The judgment is reversed and the case is remanded with direction to render judgment for the plaintiff in the amount of $40,881.37.

In this opinion the other judges concurred.

The assignment of leases was exercisable, at the mortgagee’s option, on the default of the mortgagor.

The mortgage later was assigned to Adare, LLC, which was substituted as the plaintiff in the foreclosure action.

The defendant, as a lessee, was named as a defendant in the foreclosure action.

In its foreclosure judgment, the court valued the property at $300,000 and the plaintiffs debt at $404,815.19.

Although the referee did not specifically find, testimony established that the fees and costs totaled approximately $7500, and the remaining funds distributed to the plaintiff totaled approximately $29,000.
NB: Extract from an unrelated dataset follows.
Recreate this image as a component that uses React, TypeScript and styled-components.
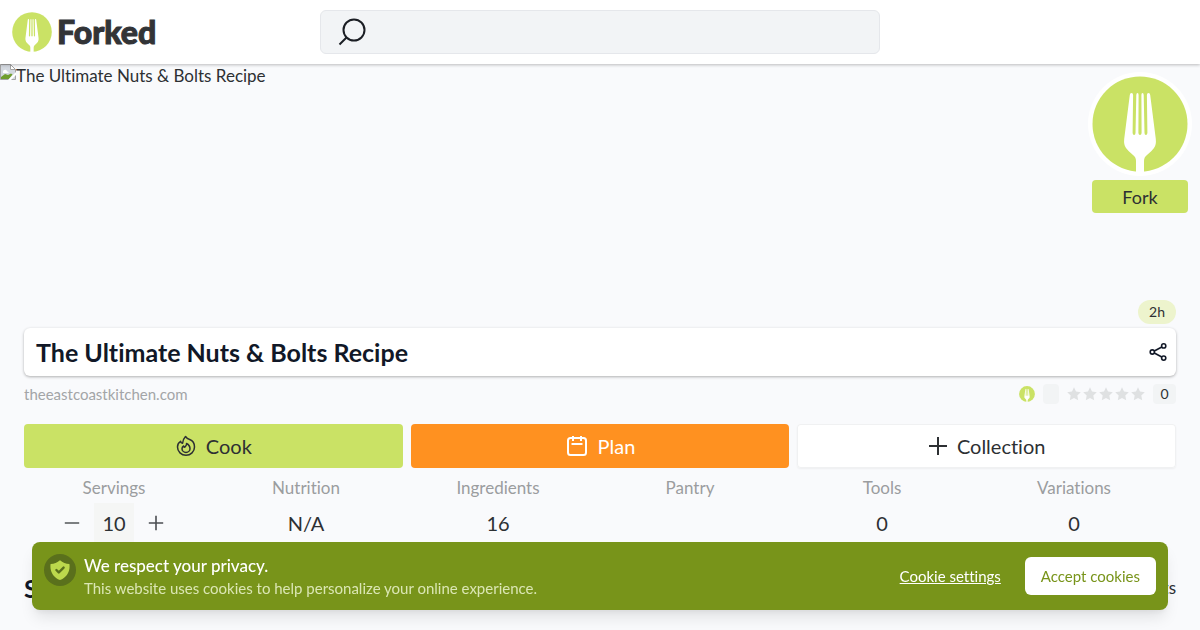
import React from "react";
import styled, { createGlobalStyle } from "styled-components";

const Global = createGlobalStyle`
  *, *::before, *::after { box-sizing: border-box; }
  html { overflow: hidden; }
  body { margin: 0; background: #f9fafc; color: #2d3033; font-family: Lato, "Liberation Sans", sans-serif; font-size: 17px; line-height: 24px; font-variant-ligatures: none; }
  h1, h2, p, dl, dd, dt { margin: 0; }
  button, input { font: inherit; color: inherit; }
  button { cursor: pointer; border: 0; padding: 0; background: none; }
  svg { display: block; flex: none; }
`;

const Header = styled.header`
  position: relative;
  z-index: 2;
  display: grid;
  grid-template-columns: 1fr minmax(0, 560px) 1fr;
  align-items: center;
  height: 64px;
  padding: 0 12px;
  background: #fff;
  box-shadow: 0 1px 3px rgba(0, 0, 0, 0.25);
`;

const Brand = styled.a`
  display: flex;
  align-items: center;
  gap: 5px;
  color: #323437;
  font-size: 32px;
  font-weight: 900;
  line-height: 40px;
  text-decoration: none;
  -webkit-text-stroke: 1px currentColor;
`;

const Search = styled.label`
  display: flex;
  align-items: center;
  gap: 12px;
  height: 44px;
  padding: 0 16px;
  border: 1px solid #e5e7eb;
  border-radius: 6px;
  background: #f2f4f6;
  color: #1b1e24;
`;

const SearchInput = styled.input`
  flex: 1;
  min-width: 0;
  border: 0;
  outline: 0;
  background: transparent;
`;

const Hero = styled.section`
  display: flex;
  justify-content: space-between;
  align-items: flex-start;
  min-height: 236px;
`;

const Photo = styled.div`
  display: flex;
`;

const ForkColumn = styled.div`
  display: flex;
  flex-direction: column;
  align-items: center;
  gap: 4px;
  padding: 8px 8px 0;
`;

const ForkBadge = styled.div`
  padding: 4px;
  border-radius: 50%;
  background: #fff;
`;

const ForkButton = styled.button`
  width: 96px;
  height: 33px;
  border-radius: 4px;
  background: #cae265;
  font-size: 18px;
`;

const Content = styled.main`
  display: flex;
  flex-direction: column;
  padding: 0 24px;
`;

const TimePill = styled.span`
  align-self: flex-end;
  padding: 0 11px;
  border-radius: 12px;
  background: #edf4cd;
  font-size: 14px;
`;

const TitleCard = styled.div`
  display: flex;
  align-items: center;
  justify-content: space-between;
  height: 48px;
  margin-top: 4px;
  padding: 0 8px 0 12px;
  border-radius: 6px;
  background: #fff;
  color: #111827;
  box-shadow: 0 1px 3px rgba(0, 0, 0, 0.3);
`;

const Title = styled.h1`
  font-size: 25px;
  line-height: 32px;
  font-weight: 700;
`;

const MetaRow = styled.div`
  display: flex;
  align-items: center;
  justify-content: space-between;
  height: 20px;
  margin-top: 8px;
`;

const Source = styled.a`
  color: #a3a5a7;
  font-size: 15px;
  line-height: 20px;
  text-decoration: none;
`;

const Rating = styled.div`
  display: flex;
  align-items: center;
  gap: 8px;
`;

const Chip = styled.span<{ $width: number }>`
  width: ${(p) => p.$width}px;
  height: 20px;
  border-radius: 4px;
  background: #f2f4f5;
  font-size: 14px;
  line-height: 20px;
  text-align: center;
`;

const Stars = styled.div`
  display: flex;
  gap: 2px;
`;

const Actions = styled.div`
  display: grid;
  grid-template-columns: repeat(3, 1fr);
  gap: 8px;
  margin-top: 20px;
`;

const tones = {
  green: "background: #cae265;",
  orange: "background: #ff9120; color: #fff;",
  plain: "background: #fff; box-shadow: inset 0 0 0 1px #f0f1f2, 0 1px 2px rgba(0, 0, 0, 0.05);",
};

const Action = styled.button<{ $tone: keyof typeof tones }>`
  display: flex;
  align-items: center;
  justify-content: center;
  gap: 9px;
  height: 44px;
  border-radius: 4px;
  font-size: 20px;
  ${(p) => tones[p.$tone]}
`;

const Stats = styled.dl`
  display: grid;
  grid-template-columns: repeat(6, 1fr);
  margin-top: 8px;
`;

const Stat = styled.div`
  padding-right: 12px;
  text-align: center;
`;

const StatLabel = styled.dt`
  color: #9b9d9f;
`;

const StatValue = styled.dd`
  display: flex;
  align-items: center;
  justify-content: center;
  gap: 14px;
  height: 40px;
  margin-top: 3px;
  font-size: 20px;
`;

const Quantity = styled.input`
  width: 40px;
  height: 40px;
  padding: 0;
  border: 0;
  background: #f5f6f5;
  text-align: center;
`;

const StepButton = styled.button`
  color: #4b4e52;
`;

const SectionHead = styled.div`
  display: flex;
  align-items: center;
  justify-content: space-between;
  margin-top: 29px;
`;

const SectionTitle = styled.h2`
  color: #111827;
  font-size: 25px;
  line-height: 32px;
`;

const Banner = styled.aside`
  position: fixed;
  z-index: 5;
  right: 32px;
  bottom: 20px;
  left: 32px;
  display: flex;
  align-items: center;
  gap: 8px;
  padding: 12px;
  border-radius: 8px;
  background: #78941a;
  color: #fff;
  box-shadow: 0 10px 15px -3px rgba(0, 0, 0, 0.1), 0 4px 6px -2px rgba(0, 0, 0, 0.05);
`;

const ShieldBadge = styled.div`
  align-self: flex-start;
  padding: 4px;
  border-radius: 50%;
  background: #5a701c;
  color: #bcd84c;
`;

const BannerText = styled.div`
  flex: 1;
`;

const BannerTitle = styled.p`
  font-weight: 500;
`;

const BannerNote = styled.p`
  color: #dbe6b4;
  font-size: 15px;
  line-height: 20px;
`;

const BannerActions = styled.div`
  display: flex;
  align-items: center;
  gap: 24px;
  font-size: 15px;
`;

const SettingsLink = styled.a`
  color: #fff;
`;

const Accept = styled.button`
  height: 38px;
  padding: 0 16px;
  border-radius: 6px;
  background: #fff;
  color: #78941a;
`;

const ForkLogo = ({ size }: { size: number }) => (
  <svg width={size} height={size} viewBox="0 0 96 96" aria-hidden="true">
    <circle cx="48" cy="48" r="47.5" fill="#cae265" />
    <path
      fill="#fff"
      d="M39.500 17q1.600 0 1.600 2L40.600 57q.2 2 1.500 2t1.400-2L44.300 19q.1-2 1.200-2t1.100 2L46.400 57q.2 2 1.600 2t1.600-2L49.400 19q0-2 1.100-2t1.200 2L52.500 57q.1 2 1.400 2t1.500-2L54.900 19q0-2 1.600-2t1.700 2L63.800 63q.6 6-1.800 9-2 3-7 7-3 2-3 6v11H44V85q0-4-3-6-5-4-7-7-2.400-3-1.800-9L37.800 19q.1-2 1.700-2z"
    />
  </svg>
);

const SearchIcon = () => (
  <svg width="32" height="32" viewBox="0 0 32 32" fill="none" stroke="currentColor" strokeWidth="2" aria-hidden="true">
    <circle cx="17" cy="14" r="10.500" />
    <path d="M9.500 21.500 2.500 28.500" />
  </svg>
);

const BrokenImage = () => (
  <svg width="16" height="16" viewBox="0 0 16 16" aria-hidden="true">
    <path d="M.5.5h10l5 5v10H.5z" fill="#d3d8df" stroke="#a4a4a4" />
    <path d="M10.500.5v5h5z" fill="#fff" stroke="#a4a4a4" />
    <path d="M3 8c0-3 4-3 4-.5C9 7 9 9 8 9H3z" fill="#fff" />
    <path d="M1 15v-2l4-3 3 1 3-1.500 1.500 1L9 15z" fill="#6f9e2d" />
    <path d="M8 16l8-8v3l-5 5z" fill="#fff" />
  </svg>
);

const ShareIcon = () => (
  <svg width="20" height="20" viewBox="0 0 20 20" fill="none" stroke="currentColor" strokeWidth="1.600" aria-hidden="true">
    <circle cx="4.300" cy="10" r="2.100" />
    <circle cx="15.700" cy="3.900" r="2.100" />
    <circle cx="15.700" cy="16.100" r="2.100" />
    <path d="m6.300 9 7.500-4M6.300 11l7.500 4" />
  </svg>
);

const Star = () => (
  <svg width="14" height="14" viewBox="0 0 14 14" aria-hidden="true">
    <path fill="#dfe1e2" d="m7 .3 2 4.300 4.800.6-3.500 3.200.9 4.800L7 10.900l-4.200 2.300.9-4.800L.2 5.200 5 4.600z" />
  </svg>
);

const FlameIcon = () => (
  <svg width="22" height="22" viewBox="0 0 22 22" fill="none" stroke="currentColor" strokeWidth="1.500" strokeLinejoin="round" aria-hidden="true">
    <path d="M10.500 1.500C8.500 3.500 7.800 6 7.600 8.300 6.500 8 5.800 7.200 5.600 6.300 3.500 7.500 2.500 9.500 2.500 12a8.500 8.300 0 0 0 17 0c0-4-2-6.500-4.800-7.500C13 4 11.500 3 10.500 1.500z" />
    <path d="M11.500 8.500c.5 2-1 2.500-1.700 3.700-.8-.2-1.100-.7-1.200-1.200C7.500 11.700 7 12.700 7 13.700a4 3.700 0 0 0 8 0c0-2.500-1.500-4.200-3.500-5.200z" />
  </svg>
);

const CalendarIcon = () => (
  <svg width="24" height="24" viewBox="0 0 24 24" fill="none" stroke="currentColor" strokeWidth="2" aria-hidden="true">
    <rect x="3" y="4" width="18" height="17" rx="2.500" />
    <path d="M8 2v5M16 2v5M6.500 10h11" />
  </svg>
);

const PlusIcon = ({ size, weight }: { size: number; weight: number }) => (
  <svg width={size} height={size} viewBox="0 0 20 20" stroke="currentColor" strokeWidth={weight} aria-hidden="true">
    <path d="M10 1v18M1 10h18" />
  </svg>
);

const MinusIcon = () => (
  <svg width="16" height="16" viewBox="0 0 20 20" stroke="currentColor" strokeWidth="1.800" aria-hidden="true">
    <path d="M1 10h18" />
  </svg>
);

const ShieldIcon = () => (
  <svg width="24" height="24" viewBox="0 0 20 20" fill="currentColor" aria-hidden="true">
    <path
      fillRule="evenodd"
      d="M2.166 4.999A11.954 11.954 0 0 0 10 1.944 11.954 11.954 0 0 0 17.834 5c.11.650.166 1.320.166 2.001 0 5.225-3.340 9.670-8 11.317C5.340 16.670 2 12.225 2 7c0-.682.057-1.350.166-2.001zm11.541 3.708a1 1 0 0 0-1.414-1.414L9 10.586 7.707 9.293a1 1 0 0 0-1.414 1.414l2 2a1 1 0 0 0 1.414 0l4-4z"
    />
  </svg>
);

const stats = [
  { label: "Nutrition", value: "N/A" },
  { label: "Ingredients", value: "16" },
  { label: "Pantry", value: "" },
  { label: "Tools", value: "0" },
  { label: "Variations", value: "0" },
];

export default function App() {
  return (
    <>
      <Global />
      <Header>
        <Brand href="#">
          <ForkLogo size={40} />
          Forked
        </Brand>
        <Search>
          <SearchIcon />
          <SearchInput type="search" aria-label="Search recipes" />
        </Search>
      </Header>
      <Hero>
        <Photo>
          <BrokenImage />
          <span>The Ultimate Nuts &amp; Bolts Recipe</span>
        </Photo>
        <ForkColumn>
          <ForkBadge>
            <ForkLogo size={96} />
          </ForkBadge>
          <ForkButton type="button">Fork</ForkButton>
        </ForkColumn>
      </Hero>
      <Content>
        <TimePill>2h</TimePill>
        <TitleCard>
          <Title>The Ultimate Nuts &amp; Bolts Recipe</Title>
          <button type="button" aria-label="Share">
            <ShareIcon />
          </button>
        </TitleCard>
        <MetaRow>
          <Source href="#">theeastcoastkitchen.com</Source>
          <Rating>
            <ForkLogo size={16} />
            <Chip $width={16} />
            <Stars>
              {[1, 2, 3, 4, 5].map((n) => (
                <Star key={n} />
              ))}
            </Stars>
            <Chip $width={23}>0</Chip>
          </Rating>
        </MetaRow>
        <Actions>
          <Action type="button" $tone="green">
            <FlameIcon />
            Cook
          </Action>
          <Action type="button" $tone="orange">
            <CalendarIcon />
            Plan
          </Action>
          <Action type="button" $tone="plain">
            <PlusIcon size={20} weight={2} />
            Collection
          </Action>
        </Actions>
        <Stats>
          <Stat>
            <StatLabel>Servings</StatLabel>
            <StatValue>
              <StepButton type="button" aria-label="Fewer servings">
                <MinusIcon />
              </StepButton>
              <Quantity type="text" aria-label="Servings" defaultValue="10" />
              <StepButton type="button" aria-label="More servings">
                <PlusIcon size={16} weight={2} />
              </StepButton>
            </StatValue>
          </Stat>
          {stats.map((s) => (
            <Stat key={s.label}>
              <StatLabel>{s.label}</StatLabel>
              <StatValue>{s.value}</StatValue>
            </Stat>
          ))}
        </Stats>
        <SectionHead>
          <SectionTitle>Steps</SectionTitle>
          <span>Units</span>
        </SectionHead>
      </Content>
      <Banner>
        <ShieldBadge>
          <ShieldIcon />
        </ShieldBadge>
        <BannerText>
          <BannerTitle>We respect your privacy.</BannerTitle>
          <BannerNote>This website uses cookies to help personalize your online experience.</BannerNote>
        </BannerText>
        <BannerActions>
          <SettingsLink href="#">Cookie settings</SettingsLink>
          <Accept type="button">Accept cookies</Accept>
        </BannerActions>
      </Banner>
    </>
  );
}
The defendant argues that the deficiency would not have been waived if the $40,881.37 payout was not made. We cannot assess that argument because it is speculative. The waiver of the deficiency was part of a settlement, and we have no way of knowing whether the terms of the settlement would have been different had the authority’s charges been paid not from the receiver’s funds, but by the defendant.